Grève chez Domidom : « Nous ne voulons pas travailler à perte »

Dix salariées de l’agence de services et d’aide à domicile Domidom (qui appartient au groupe Orpea), à Caen (Calvados), sont en grève depuis le 18 octobre. Le point sur leurs revendications avec Séverine Marotel, auxiliaire de vie et référente qualité.

Actualités sociales hebdomadaires - Pour quelles raisons avez-vous entamé une grève depuis le 18 octobre ?
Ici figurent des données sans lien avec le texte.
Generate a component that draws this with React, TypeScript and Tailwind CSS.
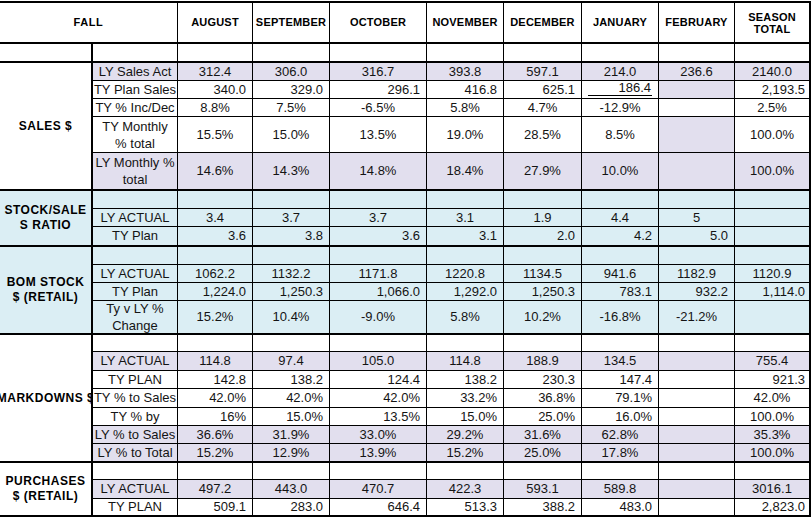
import React from "react";

type Bg = "lav" | "w" | "blue";
type Align = "c" | "r";

interface RowDef {
  label: React.ReactNode;
  bg: Bg;
  a: Align;
  vals: string[];
  febBg?: Bg;
  lastAlign?: Align;
  underline?: number;
}

interface SectionDef {
  title: React.ReactNode;
  bg: Bg;
  rows: RowDef[];
}

const bgClass = (b: Bg) =>
  b === "lav" ? "bg-[#e2dfee]" : b === "blue" ? "bg-[#dbeef4]" : "bg-white";

const two = (a: string, b: string) => (
  <div className="text-center leading-[17px] whitespace-nowrap">
    {a}
    <br />
    {b}
  </div>
);

const E8 = ["", "", "", "", "", "", "", ""];

const sections: SectionDef[] = [
  {
    title: "SALES $",
    bg: "w",
    rows: [
      { label: "LY Sales Act", bg: "lav", a: "c", vals: ["312.4", "306.0", "316.7", "393.8", "597.1", "214.0", "236.6", "2140.0"] },
      { label: "TY Plan Sales", bg: "w", a: "r", febBg: "lav", underline: 5, vals: ["340.0", "329.0", "296.1", "416.8", "625.1", "186.4", "", "2,193.5"] },
      { label: "TY % Inc/Dec", bg: "w", a: "c", vals: ["8.8%", "7.5%", "-6.5%", "5.8%", "4.7%", "-12.9%", "", "2.5%"] },
      { label: two("TY Monthly", "% total"), bg: "w", a: "c", febBg: "lav", vals: ["15.5%", "15.0%", "13.5%", "19.0%", "28.5%", "8.5%", "", "100.0%"] },
      { label: two("LY Monthly %", "total"), bg: "lav", a: "c", vals: ["14.6%", "14.3%", "14.8%", "18.4%", "27.9%", "10.0%", "", "100.0%"] },
    ],
  },
  {
    title: (
      <>
        STOCK/SALE
        <br />S RATIO
      </>
    ),
    bg: "blue",
    rows: [
      { label: "", bg: "blue", a: "c", vals: E8 },
      { label: "LY ACTUAL", bg: "blue", a: "c", vals: ["3.4", "3.7", "3.7", "3.1", "1.9", "4.4", "5", ""] },
      { label: "TY Plan", bg: "blue", a: "r", vals: ["3.6", "3.8", "3.6", "3.1", "2.0", "4.2", "5.0", ""] },
    ],
  },
  {
    title: (
      <>
        BOM STOCK
        <br />$ (RETAIL)
      </>
    ),
    bg: "blue",
    rows: [
      { label: "", bg: "blue", a: "c", vals: E8 },
      { label: "LY ACTUAL", bg: "blue", a: "c", vals: ["1062.2", "1132.2", "1171.8", "1220.8", "1134.5", "941.6", "1182.9", "1120.9"] },
      { label: "TY Plan", bg: "blue", a: "r", vals: ["1,224.0", "1,250.3", "1,066.0", "1,292.0", "1,250.3", "783.1", "932.2", "1,114.0"] },
      { label: two("Ty v LY %", "Change"), bg: "blue", a: "c", vals: ["15.2%", "10.4%", "-9.0%", "5.8%", "10.2%", "-16.8%", "-21.2%", ""] },
    ],
  },
  {
    title: "MARKDOWNS $",
    bg: "w",
    rows: [
      { label: "", bg: "w", a: "c", vals: E8 },
      { label: "LY ACTUAL", bg: "lav", a: "c", vals: ["114.8", "97.4", "105.0", "114.8", "188.9", "134.5", "", "755.4"] },
      { label: "TY PLAN", bg: "w", a: "r", vals: ["142.8", "138.2", "124.4", "138.2", "230.3", "147.4", "", "921.3"] },
      { label: "TY % to Sales", bg: "w", a: "r", lastAlign: "c", vals: ["42.0%", "42.0%", "42.0%", "33.2%", "36.8%", "79.1%", "", "42.0%"] },
      { label: "TY % by", bg: "w", a: "r", lastAlign: "c", vals: ["16%", "15.0%", "13.5%", "15.0%", "25.0%", "16.0%", "", "100.0%"] },
      { label: "LY % to Sales", bg: "lav", a: "c", vals: ["36.6%", "31.9%", "33.0%", "29.2%", "31.6%", "62.8%", "", "35.3%"] },
      { label: "LY % to Total", bg: "lav", a: "c", vals: ["15.2%", "12.9%", "13.9%", "15.2%", "25.0%", "17.8%", "", "100.0%"] },
    ],
  },
  {
    title: (
      <>
        PURCHASES
        <br />$ (RETAIL)
      </>
    ),
    bg: "w",
    rows: [
      { label: "", bg: "w", a: "c", vals: E8 },
      { label: "LY ACTUAL", bg: "lav", a: "c", vals: ["497.2", "443.0", "470.7", "422.3", "593.1", "589.8", "", "3016.1"] },
      { label: "TY PLAN", bg: "w", a: "r", vals: ["509.1", "283.0", "646.4", "513.3", "388.2", "483.0", "", "2,823.0"] },
    ],
  },
];

const months = ["AUGUST", "SEPTEMBER", "OCTOBER", "NOVEMBER", "DECEMBER", "JANUARY", "FEBRUARY"];

const dataFont = { fontFamily: '"Liberation Sans", Arial, sans-serif' };

function Cell({
  children,
  bg,
  align,
  thickB,
  col,
  span,
}: {
  children?: React.ReactNode;
  bg: Bg;
  align: Align;
  thickB: boolean;
  col: number;
  span?: number;
}) {
  const right = col === 0 || col === 9 ? "border-r-2" : "border-r";
  const bottom = thickB ? "border-b-2" : "border-b";
  const al = align === "r" ? (col === 9 ? "justify-end pr-[4px]" : "justify-end pr-[6px]") : "justify-center";
  return (
    <div
      className={`${right} ${bottom} border-black ${bgClass(bg)} flex items-center ${al} overflow-hidden whitespace-nowrap ${
        span === 2 ? "col-span-2" : ""
      }`}
    >
      {children}
    </div>
  );
}

export default function App() {
  const cells: React.ReactNode[] = [];

  // Header row
  cells.push(
    <div
      key="h-fall"
      className="col-span-2 border-r border-b-2 border-black bg-white flex items-center justify-center text-[11px] font-bold tracking-[0.6px] text-black"
    >
      FALL
    </div>
  );
  months.forEach((m, i) => {
    cells.push(
      <div
        key={"h-" + m}
        className="border-r border-b-2 border-black bg-white flex items-center justify-center text-[11px] font-bold tracking-[0.2px] text-black"
      >
        {m}
      </div>
    );
    void i;
  });
  cells.push(
    <div
      key="h-season"
      className="border-r-2 border-b-2 border-black bg-white flex items-center justify-center text-center text-[11px] font-bold leading-[12px] tracking-[0.2px] text-black"
    >
      SEASON
      <br />
      TOTAL
    </div>
  );

  // Empty row under header
  for (let c = 0; c < 10; c++) {
    cells.push(<Cell key={"e-" + c} bg="w" align="c" thickB={true} col={c} />);
  }

  sections.forEach((s, si) => {
    s.rows.forEach((r, ri) => {
      const last = ri === s.rows.length - 1;
      if (ri === 0) {
        const span =
          s.rows.length === 5
            ? "row-span-5"
            : s.rows.length === 3
            ? "row-span-3"
            : s.rows.length === 4
            ? "row-span-4"
            : "row-span-7";
        cells.push(
          <div
            key={`s-${si}`}
            className={`${span} border-r-2 border-b-2 border-black ${bgClass(
              s.bg
            )} flex items-center justify-center overflow-hidden whitespace-nowrap text-center text-[12px] font-bold leading-[15px] tracking-[0.5px] text-black`}
          >
            <div>{s.title}</div>
          </div>
        );
      }
      cells.push(
        <Cell key={`l-${si}-${ri}`} bg={r.bg} align="c" thickB={last} col={1}>
          <span className="text-[13px] text-[#141414]">{r.label}</span>
        </Cell>
      );
      r.vals.forEach((v, vi) => {
        const col = vi + 2;
        const bg: Bg = vi === 6 && r.febBg ? r.febBg : r.bg;
        const align: Align = vi === 7 && r.lastAlign ? r.lastAlign : r.a;
        if (r.underline === vi) {
          cells.push(
            <div
              key={`v-${si}-${ri}-${vi}`}
              className={`border-r ${last ? "border-b-2" : "border-b"} border-black ${bgClass(bg)} flex items-end pb-[2px] px-[6px]`}
            >
              <div className="w-full border-b border-black text-right text-[13px] leading-[14px] text-[#141414] pr-[1px]">
                {v}
              </div>
            </div>
          );
          return;
        }
        cells.push(
          <Cell key={`v-${si}-${ri}-${vi}`} bg={bg} align={align} thickB={last} col={col}>
            <span className="text-[13px] text-[#141414]">{v}</span>
          </Cell>
        );
      });
    });
  });

  return (
    <div className="w-[811px] h-[517px] bg-white pt-[1px] overflow-hidden" style={dataFont}>
      <div className="grid w-[811px] border-t-2 border-black grid-cols-[93px_85px_75px_77px_97px_77px_78px_77px_76px_76px] grid-rows-[41px_19px_18px_18px_18px_36px_38px_18px_18px_20px_18px_18px_18px_34px_17px_19px_18px_19px_18px_18px_19px_17px_19px_18px]">
        {cells}
      </div>
    </div>
  );
}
Séverine Marotel : La première des revendications est une hausse des salaires. Nous ne sommes concernées par aucune des dernières mesures prises : nous n'avons toujours pas touché la prime Covid et nous sommes exclues du Ségur de la santé et de l'avenant 43. Quel que soit notre grade (du niveau 1 à 4), que nous ayons un diplôme ou non, de l’expérience ou non, nous sommes toutes à 11,07 euros de l’heure, soit 1 309 euros nets par mois. Et tout cela alors que nous travaillons de 7h00 à 21h00, les week-end et jours fériés. Nous demandons donc une augmentation de 20%, soit 1 500 euros nets par mois. Nous réclamons aussi une revalorisation de l'indemnité de frais kilométriques. Actuellement, elle est de 31 centimes d’euros mais seule la distance parcourue entre deux bénéficiaires est remboursée. Les kilomètres de notre domicile à celui du premier bénéficiaire ne sont pas défrayés, et inversement pour le dernier bénéficiaire

Vous devez donc payer de votre poche...

Oui, et nous avons encore trop de frais. En plus de l’essence, nous prenons à notre charge l’entretien des véhicules, les paniers-repas ou encore les stationnements (un euro de l'heure). A la fin du mois, il faut faire des choix, et c'est souvent l'horodateur qui saute, avec le risque de prendre une amende de 33 euros. C’est pourquoi nous voulons une prime de panier-repas de 10 euros, une majoration des heures supplémentaires à 25% contre 10% actuellement. Nous souhaitons aussi que l'employeur finance une prévoyance collective car, actuellement, nous ne sommes pas couvertes en cas d'accident de travail. Enfin, nous demandons un 13ème mois ou une prime d’assiduité.

Où en êtes-vous des négociations avec votre direction ?

En fin de semaine dernière, nous avons eu des premières propositions. Si elles vont dans le bon sens avec une revalorisation des frais kilométriques à 45 centimes d’euros, pour le reste elles sont largement insuffisantes. Les salaires passeraient à 11,11 euros de l’heure pour le niveau 1, 11,20 euros pour le niveau 2, 11,42 euros pour le niveau 3 et 11,69 euros pour le niveau 4, soit des hausses de 1 à 5%. Nous sommes donc très loin de nos revendications. Pour se justifier, la direction assure que les caisses sont vides. Concernant la prévoyance, notre employeur doit discuter avec des assureurs. Le temps de la négociation, elle ne pourrait être mis en place qu’à la fin du premier semestre 2023. Par ailleurs, la direction estime qu’il n’est pas de son ressort de nous accorder des paniers-repas mais que cela doit être négocié au sein du CSE. Nous n'avons pas eu de réponse sur le paiement des heures supplémentaires à 25% tout comme le 13ème mois.

Après presque un mois de grève, comment envisagez-vous la suite ?

Nous avons échangé avec la direction lundi 14 novembre, rien n'a évolué. Nous continuons donc le mouvement. Nous réfléchissons à une éventuelle saisine des prudhommes afin de faire valoir nos droits. Mais la situation nous désole, nous ne voulions pas en arriver là. C’est juste que nous n'en pouvons plus. Nous aimons notre métier mais nous ne voulons pas travailler à perte. Nous sommes en souffrance. Certaines personnes sont en arrêt parce qu'à la fin du mois elles n'ont plus les moyens de remplir leur réservoir d'essence. Ce n’est plus possible.